— Start DATA EXTRACT —
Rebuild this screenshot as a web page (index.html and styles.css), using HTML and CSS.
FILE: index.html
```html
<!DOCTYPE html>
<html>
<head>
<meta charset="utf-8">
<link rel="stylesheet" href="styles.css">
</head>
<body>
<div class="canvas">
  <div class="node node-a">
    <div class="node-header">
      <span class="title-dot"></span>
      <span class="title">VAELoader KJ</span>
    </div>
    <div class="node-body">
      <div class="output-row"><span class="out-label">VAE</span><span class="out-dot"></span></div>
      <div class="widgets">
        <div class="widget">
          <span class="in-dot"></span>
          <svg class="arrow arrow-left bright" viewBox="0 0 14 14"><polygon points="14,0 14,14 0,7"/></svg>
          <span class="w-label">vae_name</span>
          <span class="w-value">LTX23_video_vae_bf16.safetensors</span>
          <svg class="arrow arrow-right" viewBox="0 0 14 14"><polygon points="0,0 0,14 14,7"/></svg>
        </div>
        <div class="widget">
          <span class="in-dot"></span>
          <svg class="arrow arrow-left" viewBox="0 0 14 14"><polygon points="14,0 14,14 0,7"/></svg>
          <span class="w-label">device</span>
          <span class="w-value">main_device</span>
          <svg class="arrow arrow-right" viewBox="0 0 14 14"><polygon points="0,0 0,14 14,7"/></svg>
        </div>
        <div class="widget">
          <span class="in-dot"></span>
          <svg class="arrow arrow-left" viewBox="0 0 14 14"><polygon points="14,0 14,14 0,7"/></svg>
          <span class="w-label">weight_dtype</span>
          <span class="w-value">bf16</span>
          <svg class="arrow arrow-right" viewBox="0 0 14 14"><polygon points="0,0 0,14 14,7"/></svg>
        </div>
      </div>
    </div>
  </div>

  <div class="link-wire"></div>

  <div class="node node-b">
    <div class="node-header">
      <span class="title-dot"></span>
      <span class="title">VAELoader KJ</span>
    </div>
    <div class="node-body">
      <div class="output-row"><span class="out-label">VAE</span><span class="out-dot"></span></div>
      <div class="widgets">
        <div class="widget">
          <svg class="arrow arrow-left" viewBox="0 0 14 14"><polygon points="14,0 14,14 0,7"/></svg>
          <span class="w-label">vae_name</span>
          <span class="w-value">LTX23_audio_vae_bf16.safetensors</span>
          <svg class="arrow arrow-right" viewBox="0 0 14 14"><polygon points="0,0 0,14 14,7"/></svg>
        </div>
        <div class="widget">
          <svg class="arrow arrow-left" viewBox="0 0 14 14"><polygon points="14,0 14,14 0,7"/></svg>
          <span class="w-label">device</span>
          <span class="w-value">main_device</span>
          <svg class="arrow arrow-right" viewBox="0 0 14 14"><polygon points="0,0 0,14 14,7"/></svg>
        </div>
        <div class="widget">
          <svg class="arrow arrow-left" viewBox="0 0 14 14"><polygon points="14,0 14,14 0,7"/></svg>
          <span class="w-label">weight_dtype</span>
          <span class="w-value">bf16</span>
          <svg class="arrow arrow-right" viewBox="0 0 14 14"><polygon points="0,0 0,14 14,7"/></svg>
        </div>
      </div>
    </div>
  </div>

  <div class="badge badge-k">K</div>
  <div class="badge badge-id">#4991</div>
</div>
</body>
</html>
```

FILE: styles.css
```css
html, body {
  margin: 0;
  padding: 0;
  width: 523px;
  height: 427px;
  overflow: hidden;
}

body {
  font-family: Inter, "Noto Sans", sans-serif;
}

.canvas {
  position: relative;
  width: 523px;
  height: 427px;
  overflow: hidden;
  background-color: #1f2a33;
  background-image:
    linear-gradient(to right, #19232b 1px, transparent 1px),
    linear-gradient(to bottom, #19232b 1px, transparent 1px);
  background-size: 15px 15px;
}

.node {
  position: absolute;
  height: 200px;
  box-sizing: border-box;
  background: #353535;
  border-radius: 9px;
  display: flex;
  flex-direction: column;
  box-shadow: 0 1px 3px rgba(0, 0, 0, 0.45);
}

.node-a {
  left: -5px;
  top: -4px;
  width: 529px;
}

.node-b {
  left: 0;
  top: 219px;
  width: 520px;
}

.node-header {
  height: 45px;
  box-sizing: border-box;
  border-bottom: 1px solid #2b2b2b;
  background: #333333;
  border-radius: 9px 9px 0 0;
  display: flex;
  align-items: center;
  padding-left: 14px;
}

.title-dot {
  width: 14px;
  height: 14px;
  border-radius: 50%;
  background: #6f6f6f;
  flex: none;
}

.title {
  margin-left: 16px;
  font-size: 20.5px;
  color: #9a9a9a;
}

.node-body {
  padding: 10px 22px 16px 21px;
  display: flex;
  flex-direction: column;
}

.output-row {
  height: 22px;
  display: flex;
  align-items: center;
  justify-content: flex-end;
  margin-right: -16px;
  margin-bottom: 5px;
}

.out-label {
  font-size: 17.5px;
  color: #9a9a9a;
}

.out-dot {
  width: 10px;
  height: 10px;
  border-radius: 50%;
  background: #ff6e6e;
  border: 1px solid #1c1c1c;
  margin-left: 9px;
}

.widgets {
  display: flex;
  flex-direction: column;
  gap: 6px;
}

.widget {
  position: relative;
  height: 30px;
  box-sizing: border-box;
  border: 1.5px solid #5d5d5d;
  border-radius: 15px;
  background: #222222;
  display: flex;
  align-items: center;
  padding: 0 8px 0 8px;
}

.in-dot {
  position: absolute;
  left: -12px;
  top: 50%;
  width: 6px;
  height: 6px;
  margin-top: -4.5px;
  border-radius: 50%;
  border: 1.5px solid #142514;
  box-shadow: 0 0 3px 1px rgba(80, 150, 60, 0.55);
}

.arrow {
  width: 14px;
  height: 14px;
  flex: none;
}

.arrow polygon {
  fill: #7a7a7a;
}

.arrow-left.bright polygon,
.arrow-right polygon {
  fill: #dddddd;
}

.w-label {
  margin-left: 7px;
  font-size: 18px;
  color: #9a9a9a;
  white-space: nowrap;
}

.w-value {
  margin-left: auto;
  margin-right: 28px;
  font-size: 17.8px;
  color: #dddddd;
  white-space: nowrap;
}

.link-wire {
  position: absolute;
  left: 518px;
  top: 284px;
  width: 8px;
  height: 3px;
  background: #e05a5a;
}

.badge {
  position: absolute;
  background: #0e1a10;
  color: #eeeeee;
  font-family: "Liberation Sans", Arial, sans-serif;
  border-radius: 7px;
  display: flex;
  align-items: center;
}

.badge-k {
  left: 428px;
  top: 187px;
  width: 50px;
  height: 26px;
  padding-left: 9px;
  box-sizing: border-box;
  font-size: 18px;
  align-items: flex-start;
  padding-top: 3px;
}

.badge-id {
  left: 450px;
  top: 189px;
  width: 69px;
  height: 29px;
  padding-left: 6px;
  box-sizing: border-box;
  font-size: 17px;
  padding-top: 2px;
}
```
— End DATA EXTRACT —
→ TASK GOAL: Reproduce the material above without altering a single character.

→ SOLUTION TO THIS TASK:
Rebuild this screenshot as a web page (index.html and styles.css), using HTML and CSS.
FILE: index.html
```html
<!DOCTYPE html>
<html>
<head>
<meta charset="utf-8">
<link rel="stylesheet" href="styles.css">
</head>
<body>
<div class="canvas">
  <div class="node node-a">
    <div class="node-header">
      <span class="title-dot"></span>
      <span class="title">VAELoader KJ</span>
    </div>
    <div class="node-body">
      <div class="output-row"><span class="out-label">VAE</span><span class="out-dot"></span></div>
      <div class="widgets">
        <div class="widget">
          <span class="in-dot"></span>
          <svg class="arrow arrow-left bright" viewBox="0 0 14 14"><polygon points="14,0 14,14 0,7"/></svg>
          <span class="w-label">vae_name</span>
          <span class="w-value">LTX23_video_vae_bf16.safetensors</span>
          <svg class="arrow arrow-right" viewBox="0 0 14 14"><polygon points="0,0 0,14 14,7"/></svg>
        </div>
        <div class="widget">
          <span class="in-dot"></span>
          <svg class="arrow arrow-left" viewBox="0 0 14 14"><polygon points="14,0 14,14 0,7"/></svg>
          <span class="w-label">device</span>
          <span class="w-value">main_device</span>
          <svg class="arrow arrow-right" viewBox="0 0 14 14"><polygon points="0,0 0,14 14,7"/></svg>
        </div>
        <div class="widget">
          <span class="in-dot"></span>
          <svg class="arrow arrow-left" viewBox="0 0 14 14"><polygon points="14,0 14,14 0,7"/></svg>
          <span class="w-label">weight_dtype</span>
          <span class="w-value">bf16</span>
          <svg class="arrow arrow-right" viewBox="0 0 14 14"><polygon points="0,0 0,14 14,7"/></svg>
        </div>
      </div>
    </div>
  </div>

  <div class="link-wire"></div>

  <div class="node node-b">
    <div class="node-header">
      <span class="title-dot"></span>
      <span class="title">VAELoader KJ</span>
    </div>
    <div class="node-body">
      <div class="output-row"><span class="out-label">VAE</span><span class="out-dot"></span></div>
      <div class="widgets">
        <div class="widget">
          <svg class="arrow arrow-left" viewBox="0 0 14 14"><polygon points="14,0 14,14 0,7"/></svg>
          <span class="w-label">vae_name</span>
          <span class="w-value">LTX23_audio_vae_bf16.safetensors</span>
          <svg class="arrow arrow-right" viewBox="0 0 14 14"><polygon points="0,0 0,14 14,7"/></svg>
        </div>
        <div class="widget">
          <svg class="arrow arrow-left" viewBox="0 0 14 14"><polygon points="14,0 14,14 0,7"/></svg>
          <span class="w-label">device</span>
          <span class="w-value">main_device</span>
          <svg class="arrow arrow-right" viewBox="0 0 14 14"><polygon points="0,0 0,14 14,7"/></svg>
        </div>
        <div class="widget">
          <svg class="arrow arrow-left" viewBox="0 0 14 14"><polygon points="14,0 14,14 0,7"/></svg>
          <span class="w-label">weight_dtype</span>
          <span class="w-value">bf16</span>
          <svg class="arrow arrow-right" viewBox="0 0 14 14"><polygon points="0,0 0,14 14,7"/></svg>
        </div>
      </div>
    </div>
  </div>

  <div class="badge badge-k">K</div>
  <div class="badge badge-id">#4991</div>
</div>
</body>
</html>
```

FILE: styles.css
```css
html, body {
  margin: 0;
  padding: 0;
  width: 523px;
  height: 427px;
  overflow: hidden;
}

body {
  font-family: Inter, "Noto Sans", sans-serif;
}

.canvas {
  position: relative;
  width: 523px;
  height: 427px;
  overflow: hidden;
  background-color: #1f2a33;
  background-image:
    linear-gradient(to right, #19232b 1px, transparent 1px),
    linear-gradient(to bottom, #19232b 1px, transparent 1px);
  background-size: 15px 15px;
}

.node {
  position: absolute;
  height: 200px;
  box-sizing: border-box;
  background: #353535;
  border-radius: 9px;
  display: flex;
  flex-direction: column;
  box-shadow: 0 1px 3px rgba(0, 0, 0, 0.45);
}

.node-a {
  left: -5px;
  top: -4px;
  width: 529px;
}

.node-b {
  left: 0;
  top: 219px;
  width: 520px;
}

.node-header {
  height: 45px;
  box-sizing: border-box;
  border-bottom: 1px solid #2b2b2b;
  background: #333333;
  border-radius: 9px 9px 0 0;
  display: flex;
  align-items: center;
  padding-left: 14px;
}

.title-dot {
  width: 14px;
  height: 14px;
  border-radius: 50%;
  background: #6f6f6f;
  flex: none;
}

.title {
  margin-left: 16px;
  font-size: 20.5px;
  color: #9a9a9a;
}

.node-body {
  padding: 10px 22px 16px 21px;
  display: flex;
  flex-direction: column;
}

.output-row {
  height: 22px;
  display: flex;
  align-items: center;
  justify-content: flex-end;
  margin-right: -16px;
  margin-bottom: 5px;
}

.out-label {
  font-size: 17.5px;
  color: #9a9a9a;
}

.out-dot {
  width: 10px;
  height: 10px;
  border-radius: 50%;
  background: #ff6e6e;
  border: 1px solid #1c1c1c;
  margin-left: 9px;
}

.widgets {
  display: flex;
  flex-direction: column;
  gap: 6px;
}

.widget {
  position: relative;
  height: 30px;
  box-sizing: border-box;
  border: 1.5px solid #5d5d5d;
  border-radius: 15px;
  background: #222222;
  display: flex;
  align-items: center;
  padding: 0 8px 0 8px;
}

.in-dot {
  position: absolute;
  left: -12px;
  top: 50%;
  width: 6px;
  height: 6px;
  margin-top: -4.5px;
  border-radius: 50%;
  border: 1.5px solid #142514;
  box-shadow: 0 0 3px 1px rgba(80, 150, 60, 0.55);
}

.arrow {
  width: 14px;
  height: 14px;
  flex: none;
}

.arrow polygon {
  fill: #7a7a7a;
}

.arrow-left.bright polygon,
.arrow-right polygon {
  fill: #dddddd;
}

.w-label {
  margin-left: 7px;
  font-size: 18px;
  color: #9a9a9a;
  white-space: nowrap;
}

.w-value {
  margin-left: auto;
  margin-right: 28px;
  font-size: 17.8px;
  color: #dddddd;
  white-space: nowrap;
}

.link-wire {
  position: absolute;
  left: 518px;
  top: 284px;
  width: 8px;
  height: 3px;
  background: #e05a5a;
}

.badge {
  position: absolute;
  background: #0e1a10;
  color: #eeeeee;
  font-family: "Liberation Sans", Arial, sans-serif;
  border-radius: 7px;
  display: flex;
  align-items: center;
}

.badge-k {
  left: 428px;
  top: 187px;
  width: 50px;
  height: 26px;
  padding-left: 9px;
  box-sizing: border-box;
  font-size: 18px;
  align-items: flex-start;
  padding-top: 3px;
}

.badge-id {
  left: 450px;
  top: 189px;
  width: 69px;
  height: 29px;
  padding-left: 6px;
  box-sizing: border-box;
  font-size: 17px;
  padding-top: 2px;
}
```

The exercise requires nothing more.